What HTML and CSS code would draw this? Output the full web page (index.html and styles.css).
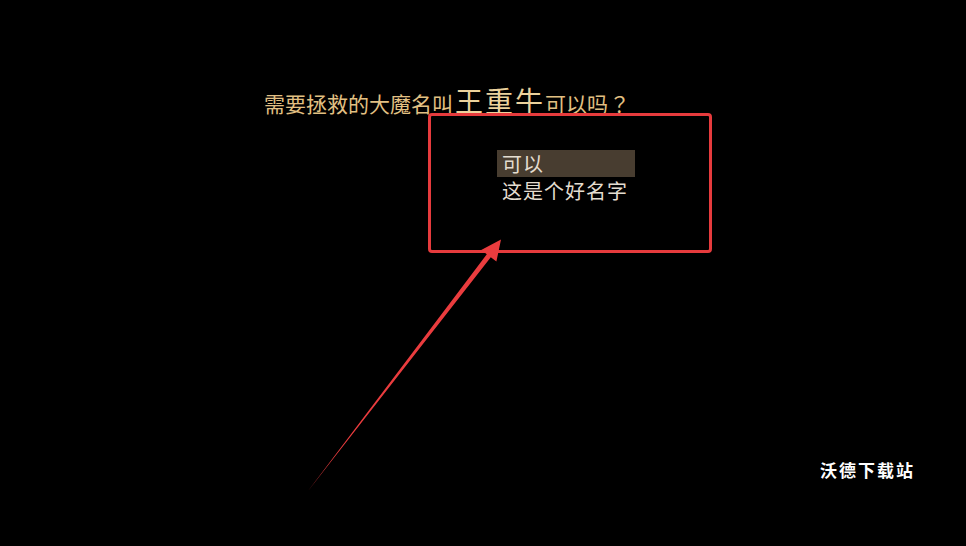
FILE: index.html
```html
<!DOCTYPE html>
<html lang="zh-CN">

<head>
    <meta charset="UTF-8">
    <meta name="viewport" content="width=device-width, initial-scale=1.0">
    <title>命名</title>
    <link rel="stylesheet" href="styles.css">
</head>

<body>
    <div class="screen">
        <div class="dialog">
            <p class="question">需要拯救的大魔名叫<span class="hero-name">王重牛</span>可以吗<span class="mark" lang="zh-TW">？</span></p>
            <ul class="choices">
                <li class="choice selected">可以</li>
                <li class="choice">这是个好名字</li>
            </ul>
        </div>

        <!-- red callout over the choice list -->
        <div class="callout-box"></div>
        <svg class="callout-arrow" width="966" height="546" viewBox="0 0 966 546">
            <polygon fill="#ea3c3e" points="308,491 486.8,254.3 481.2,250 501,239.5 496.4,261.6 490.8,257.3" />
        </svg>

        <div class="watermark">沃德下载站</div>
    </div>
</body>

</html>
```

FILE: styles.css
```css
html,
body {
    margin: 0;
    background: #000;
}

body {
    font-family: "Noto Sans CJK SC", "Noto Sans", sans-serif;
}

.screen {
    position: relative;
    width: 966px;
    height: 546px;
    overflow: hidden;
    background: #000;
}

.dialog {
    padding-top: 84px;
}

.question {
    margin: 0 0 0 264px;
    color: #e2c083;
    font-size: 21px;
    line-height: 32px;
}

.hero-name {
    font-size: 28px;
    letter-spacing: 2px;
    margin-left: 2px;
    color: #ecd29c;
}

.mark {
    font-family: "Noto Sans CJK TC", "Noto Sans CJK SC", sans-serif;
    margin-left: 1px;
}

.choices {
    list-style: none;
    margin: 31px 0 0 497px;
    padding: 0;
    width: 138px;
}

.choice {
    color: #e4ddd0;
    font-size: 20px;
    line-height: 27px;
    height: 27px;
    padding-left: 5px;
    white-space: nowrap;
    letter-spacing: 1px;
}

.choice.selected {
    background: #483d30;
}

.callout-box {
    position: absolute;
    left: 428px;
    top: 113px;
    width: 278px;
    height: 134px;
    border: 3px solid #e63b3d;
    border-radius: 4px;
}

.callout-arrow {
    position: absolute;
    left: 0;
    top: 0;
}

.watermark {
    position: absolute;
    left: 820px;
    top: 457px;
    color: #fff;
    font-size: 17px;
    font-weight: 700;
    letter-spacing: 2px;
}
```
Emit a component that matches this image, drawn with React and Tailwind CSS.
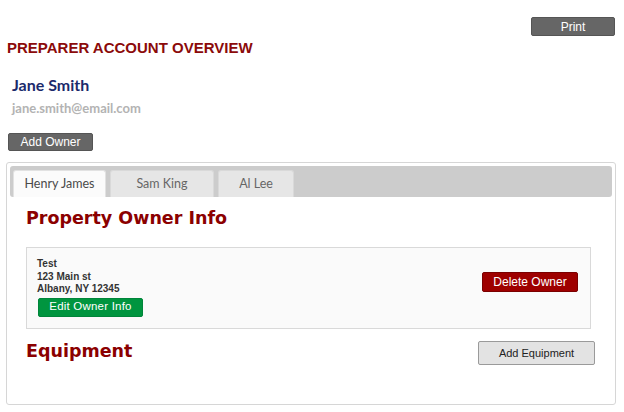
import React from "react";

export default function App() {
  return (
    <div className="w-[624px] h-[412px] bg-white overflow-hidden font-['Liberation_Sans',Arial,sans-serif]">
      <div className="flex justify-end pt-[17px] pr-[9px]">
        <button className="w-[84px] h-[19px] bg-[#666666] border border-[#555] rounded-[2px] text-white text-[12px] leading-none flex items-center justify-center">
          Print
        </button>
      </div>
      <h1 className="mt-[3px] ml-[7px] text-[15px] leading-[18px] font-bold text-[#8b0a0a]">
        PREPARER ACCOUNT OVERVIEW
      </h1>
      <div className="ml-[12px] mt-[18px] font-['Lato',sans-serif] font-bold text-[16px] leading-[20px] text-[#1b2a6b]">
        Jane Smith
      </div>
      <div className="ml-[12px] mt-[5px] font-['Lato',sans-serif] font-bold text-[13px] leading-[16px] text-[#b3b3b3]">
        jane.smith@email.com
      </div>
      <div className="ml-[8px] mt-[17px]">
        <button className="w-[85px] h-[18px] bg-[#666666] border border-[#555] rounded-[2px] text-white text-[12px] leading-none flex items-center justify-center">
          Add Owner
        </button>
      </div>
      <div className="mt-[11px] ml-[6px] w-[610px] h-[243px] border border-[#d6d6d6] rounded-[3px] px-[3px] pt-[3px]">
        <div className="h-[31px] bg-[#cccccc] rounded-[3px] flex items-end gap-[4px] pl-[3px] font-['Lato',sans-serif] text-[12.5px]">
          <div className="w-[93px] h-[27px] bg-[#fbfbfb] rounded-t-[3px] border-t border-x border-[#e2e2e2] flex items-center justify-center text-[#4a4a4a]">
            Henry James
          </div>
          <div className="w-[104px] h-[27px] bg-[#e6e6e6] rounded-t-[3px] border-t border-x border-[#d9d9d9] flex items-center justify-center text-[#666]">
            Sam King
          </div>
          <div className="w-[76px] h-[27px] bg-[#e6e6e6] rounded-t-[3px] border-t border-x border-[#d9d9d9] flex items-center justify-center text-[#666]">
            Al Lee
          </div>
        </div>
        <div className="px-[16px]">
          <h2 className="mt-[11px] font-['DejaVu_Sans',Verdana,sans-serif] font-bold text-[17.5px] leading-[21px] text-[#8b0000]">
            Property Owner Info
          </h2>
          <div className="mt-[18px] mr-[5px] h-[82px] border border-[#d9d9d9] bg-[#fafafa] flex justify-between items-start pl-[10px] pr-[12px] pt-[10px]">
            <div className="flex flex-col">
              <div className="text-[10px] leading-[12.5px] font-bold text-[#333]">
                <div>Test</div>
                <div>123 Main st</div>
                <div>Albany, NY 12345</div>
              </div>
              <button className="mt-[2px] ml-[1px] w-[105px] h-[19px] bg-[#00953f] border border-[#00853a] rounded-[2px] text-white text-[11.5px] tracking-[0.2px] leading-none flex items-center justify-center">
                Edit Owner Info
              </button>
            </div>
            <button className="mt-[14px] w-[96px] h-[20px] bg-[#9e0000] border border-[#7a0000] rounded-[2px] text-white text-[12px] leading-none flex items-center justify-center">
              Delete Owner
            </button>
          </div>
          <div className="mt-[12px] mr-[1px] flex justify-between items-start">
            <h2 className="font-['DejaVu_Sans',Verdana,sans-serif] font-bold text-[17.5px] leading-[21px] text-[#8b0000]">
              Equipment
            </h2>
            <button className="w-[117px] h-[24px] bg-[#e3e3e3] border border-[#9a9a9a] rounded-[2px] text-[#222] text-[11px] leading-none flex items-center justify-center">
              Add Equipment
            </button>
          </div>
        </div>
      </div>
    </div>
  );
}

——

◆ **Work to complete**
Please write out all of the material above without changing a word, and omit any pictures.

◆ **Exercise response**
What HTML and CSS code would draw this? Output the full web page (index.html and styles.css).
FILE: index.html
```html
<!DOCTYPE html>
<html lang="zh-CN">

<head>
    <meta charset="UTF-8">
    <meta name="viewport" content="width=device-width, initial-scale=1.0">
    <title>命名</title>
    <link rel="stylesheet" href="styles.css">
</head>

<body>
    <div class="screen">
        <div class="dialog">
            <p class="question">需要拯救的大魔名叫<span class="hero-name">王重牛</span>可以吗<span class="mark" lang="zh-TW">？</span></p>
            <ul class="choices">
                <li class="choice selected">可以</li>
                <li class="choice">这是个好名字</li>
            </ul>
        </div>

        <!-- red callout over the choice list -->
        <div class="callout-box"></div>
        <svg class="callout-arrow" width="966" height="546" viewBox="0 0 966 546">
            <polygon fill="#ea3c3e" points="308,491 486.8,254.3 481.2,250 501,239.5 496.4,261.6 490.8,257.3" />
        </svg>

        <div class="watermark">沃德下载站</div>
    </div>
</body>

</html>
```

FILE: styles.css
```css
html,
body {
    margin: 0;
    background: #000;
}

body {
    font-family: "Noto Sans CJK SC", "Noto Sans", sans-serif;
}

.screen {
    position: relative;
    width: 966px;
    height: 546px;
    overflow: hidden;
    background: #000;
}

.dialog {
    padding-top: 84px;
}

.question {
    margin: 0 0 0 264px;
    color: #e2c083;
    font-size: 21px;
    line-height: 32px;
}

.hero-name {
    font-size: 28px;
    letter-spacing: 2px;
    margin-left: 2px;
    color: #ecd29c;
}

.mark {
    font-family: "Noto Sans CJK TC", "Noto Sans CJK SC", sans-serif;
    margin-left: 1px;
}

.choices {
    list-style: none;
    margin: 31px 0 0 497px;
    padding: 0;
    width: 138px;
}

.choice {
    color: #e4ddd0;
    font-size: 20px;
    line-height: 27px;
    height: 27px;
    padding-left: 5px;
    white-space: nowrap;
    letter-spacing: 1px;
}

.choice.selected {
    background: #483d30;
}

.callout-box {
    position: absolute;
    left: 428px;
    top: 113px;
    width: 278px;
    height: 134px;
    border: 3px solid #e63b3d;
    border-radius: 4px;
}

.callout-arrow {
    position: absolute;
    left: 0;
    top: 0;
}

.watermark {
    position: absolute;
    left: 820px;
    top: 457px;
    color: #fff;
    font-size: 17px;
    font-weight: 700;
    letter-spacing: 2px;
}
```
Emit a component that matches this image, drawn with React and Tailwind CSS.
import React from "react";

export default function App() {
  return (
    <div className="w-[624px] h-[412px] bg-white overflow-hidden font-['Liberation_Sans',Arial,sans-serif]">
      <div className="flex justify-end pt-[17px] pr-[9px]">
        <button className="w-[84px] h-[19px] bg-[#666666] border border-[#555] rounded-[2px] text-white text-[12px] leading-none flex items-center justify-center">
          Print
        </button>
      </div>
      <h1 className="mt-[3px] ml-[7px] text-[15px] leading-[18px] font-bold text-[#8b0a0a]">
        PREPARER ACCOUNT OVERVIEW
      </h1>
      <div className="ml-[12px] mt-[18px] font-['Lato',sans-serif] font-bold text-[16px] leading-[20px] text-[#1b2a6b]">
        Jane Smith
      </div>
      <div className="ml-[12px] mt-[5px] font-['Lato',sans-serif] font-bold text-[13px] leading-[16px] text-[#b3b3b3]">
        jane.smith@email.com
      </div>
      <div className="ml-[8px] mt-[17px]">
        <button className="w-[85px] h-[18px] bg-[#666666] border border-[#555] rounded-[2px] text-white text-[12px] leading-none flex items-center justify-center">
          Add Owner
        </button>
      </div>
      <div className="mt-[11px] ml-[6px] w-[610px] h-[243px] border border-[#d6d6d6] rounded-[3px] px-[3px] pt-[3px]">
        <div className="h-[31px] bg-[#cccccc] rounded-[3px] flex items-end gap-[4px] pl-[3px] font-['Lato',sans-serif] text-[12.5px]">
          <div className="w-[93px] h-[27px] bg-[#fbfbfb] rounded-t-[3px] border-t border-x border-[#e2e2e2] flex items-center justify-center text-[#4a4a4a]">
            Henry James
          </div>
          <div className="w-[104px] h-[27px] bg-[#e6e6e6] rounded-t-[3px] border-t border-x border-[#d9d9d9] flex items-center justify-center text-[#666]">
            Sam King
          </div>
          <div className="w-[76px] h-[27px] bg-[#e6e6e6] rounded-t-[3px] border-t border-x border-[#d9d9d9] flex items-center justify-center text-[#666]">
            Al Lee
          </div>
        </div>
        <div className="px-[16px]">
          <h2 className="mt-[11px] font-['DejaVu_Sans',Verdana,sans-serif] font-bold text-[17.5px] leading-[21px] text-[#8b0000]">
            Property Owner Info
          </h2>
          <div className="mt-[18px] mr-[5px] h-[82px] border border-[#d9d9d9] bg-[#fafafa] flex justify-between items-start pl-[10px] pr-[12px] pt-[10px]">
            <div className="flex flex-col">
              <div className="text-[10px] leading-[12.5px] font-bold text-[#333]">
                <div>Test</div>
                <div>123 Main st</div>
                <div>Albany, NY 12345</div>
              </div>
              <button className="mt-[2px] ml-[1px] w-[105px] h-[19px] bg-[#00953f] border border-[#00853a] rounded-[2px] text-white text-[11.5px] tracking-[0.2px] leading-none flex items-center justify-center">
                Edit Owner Info
              </button>
            </div>
            <button className="mt-[14px] w-[96px] h-[20px] bg-[#9e0000] border border-[#7a0000] rounded-[2px] text-white text-[12px] leading-none flex items-center justify-center">
              Delete Owner
            </button>
          </div>
          <div className="mt-[12px] mr-[1px] flex justify-between items-start">
            <h2 className="font-['DejaVu_Sans',Verdana,sans-serif] font-bold text-[17.5px] leading-[21px] text-[#8b0000]">
              Equipment
            </h2>
            <button className="w-[117px] h-[24px] bg-[#e3e3e3] border border-[#9a9a9a] rounded-[2px] text-[#222] text-[11px] leading-none flex items-center justify-center">
              Add Equipment
            </button>
          </div>
        </div>
      </div>
    </div>
  );
}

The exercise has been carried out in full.